Can you make a function that takes a string as input and returns the reverse string?
>>> my_reverse(“nemo”)
>>> my_reverse(“aibohphobia”)

aibohphobia is the fear of palindromes… See

Here are two possibilities of how to do this. The first uses your well-known idiom of starting with an empty container (here, new_string, a string), and filling it over the course of a for-loop. Note that if we iterate over a string, for letter in my_string, we iterate over the letters in the string. Each new letter is attached to the beginning of new_string, in order to invert the original string.

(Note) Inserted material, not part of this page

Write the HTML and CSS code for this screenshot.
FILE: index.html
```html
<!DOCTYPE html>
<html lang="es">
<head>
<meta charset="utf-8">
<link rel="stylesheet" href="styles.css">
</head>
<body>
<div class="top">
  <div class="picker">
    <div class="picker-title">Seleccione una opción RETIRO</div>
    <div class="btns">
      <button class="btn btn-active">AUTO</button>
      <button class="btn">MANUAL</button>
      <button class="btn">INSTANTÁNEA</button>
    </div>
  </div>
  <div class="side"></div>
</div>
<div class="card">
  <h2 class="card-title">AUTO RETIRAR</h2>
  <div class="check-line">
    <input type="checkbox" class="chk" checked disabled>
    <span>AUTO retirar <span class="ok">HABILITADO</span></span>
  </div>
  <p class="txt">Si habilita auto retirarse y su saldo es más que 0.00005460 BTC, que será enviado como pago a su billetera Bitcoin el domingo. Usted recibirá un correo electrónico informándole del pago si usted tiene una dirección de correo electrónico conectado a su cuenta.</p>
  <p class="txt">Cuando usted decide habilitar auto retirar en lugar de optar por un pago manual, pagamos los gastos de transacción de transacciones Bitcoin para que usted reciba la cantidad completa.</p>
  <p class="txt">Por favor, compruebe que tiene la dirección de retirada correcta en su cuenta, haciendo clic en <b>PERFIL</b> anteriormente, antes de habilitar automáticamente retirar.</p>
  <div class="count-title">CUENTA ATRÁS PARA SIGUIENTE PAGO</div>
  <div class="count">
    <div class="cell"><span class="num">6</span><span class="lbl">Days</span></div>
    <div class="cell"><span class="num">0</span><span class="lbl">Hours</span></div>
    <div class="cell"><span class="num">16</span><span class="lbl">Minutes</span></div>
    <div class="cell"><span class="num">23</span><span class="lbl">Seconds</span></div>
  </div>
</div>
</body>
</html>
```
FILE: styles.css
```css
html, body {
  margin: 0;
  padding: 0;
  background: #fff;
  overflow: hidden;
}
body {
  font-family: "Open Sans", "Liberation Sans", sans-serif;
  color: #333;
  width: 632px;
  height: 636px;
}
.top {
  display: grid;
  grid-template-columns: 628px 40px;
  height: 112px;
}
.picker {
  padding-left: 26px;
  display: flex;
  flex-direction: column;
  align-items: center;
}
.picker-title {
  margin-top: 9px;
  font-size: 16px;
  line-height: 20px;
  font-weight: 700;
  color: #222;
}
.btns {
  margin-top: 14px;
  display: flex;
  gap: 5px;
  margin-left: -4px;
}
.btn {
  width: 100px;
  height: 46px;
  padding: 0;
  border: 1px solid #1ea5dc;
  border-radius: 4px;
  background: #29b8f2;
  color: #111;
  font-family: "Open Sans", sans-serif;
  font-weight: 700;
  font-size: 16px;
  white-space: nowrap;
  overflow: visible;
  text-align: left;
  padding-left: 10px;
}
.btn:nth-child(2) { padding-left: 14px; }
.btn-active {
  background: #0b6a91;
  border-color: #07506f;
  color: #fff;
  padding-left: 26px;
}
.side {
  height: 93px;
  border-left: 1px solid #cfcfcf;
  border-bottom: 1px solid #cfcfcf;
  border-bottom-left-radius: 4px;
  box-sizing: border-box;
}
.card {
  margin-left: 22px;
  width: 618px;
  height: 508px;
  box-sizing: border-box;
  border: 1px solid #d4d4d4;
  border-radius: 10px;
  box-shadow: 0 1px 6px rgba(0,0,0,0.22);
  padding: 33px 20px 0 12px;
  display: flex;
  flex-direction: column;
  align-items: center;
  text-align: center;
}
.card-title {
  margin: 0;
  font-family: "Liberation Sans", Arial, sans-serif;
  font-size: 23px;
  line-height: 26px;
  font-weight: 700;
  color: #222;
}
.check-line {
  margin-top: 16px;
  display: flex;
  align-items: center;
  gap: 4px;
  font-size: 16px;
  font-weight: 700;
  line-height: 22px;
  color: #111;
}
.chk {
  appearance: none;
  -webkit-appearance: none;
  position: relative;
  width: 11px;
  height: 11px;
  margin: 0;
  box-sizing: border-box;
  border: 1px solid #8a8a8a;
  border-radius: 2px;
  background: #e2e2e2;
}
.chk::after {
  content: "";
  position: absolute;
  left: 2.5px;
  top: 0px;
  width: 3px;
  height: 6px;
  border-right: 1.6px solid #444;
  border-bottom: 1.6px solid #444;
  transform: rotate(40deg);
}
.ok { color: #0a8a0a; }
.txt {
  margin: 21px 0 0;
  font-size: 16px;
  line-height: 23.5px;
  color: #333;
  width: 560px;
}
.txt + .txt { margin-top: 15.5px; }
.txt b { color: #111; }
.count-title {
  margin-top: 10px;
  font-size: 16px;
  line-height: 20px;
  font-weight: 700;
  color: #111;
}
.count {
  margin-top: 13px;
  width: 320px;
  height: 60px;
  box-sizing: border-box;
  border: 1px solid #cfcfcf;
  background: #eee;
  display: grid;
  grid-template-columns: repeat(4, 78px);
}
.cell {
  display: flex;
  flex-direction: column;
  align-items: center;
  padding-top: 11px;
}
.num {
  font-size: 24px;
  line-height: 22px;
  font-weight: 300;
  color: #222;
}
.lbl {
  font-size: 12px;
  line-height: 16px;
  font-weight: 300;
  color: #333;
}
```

def my_reverse(my_string):
        new_string = “”
        for letter in my_string:
                new_string = letter + new_string
        return new_string

And here is another version, which iterates over the indices of my_string backwards:

def my_reverse(my_string):
        new_string = “”
        for i in range(len(my_string) – 1, -1, -1):
                    new_string += my_string[ i ]
        return new_string

Note the start and end point of the for-loop: We start at len(my_string) – 1, the index of the last letter. We stop before index – 1, that is, we stop at the first letter. And we proceed in steps of -1.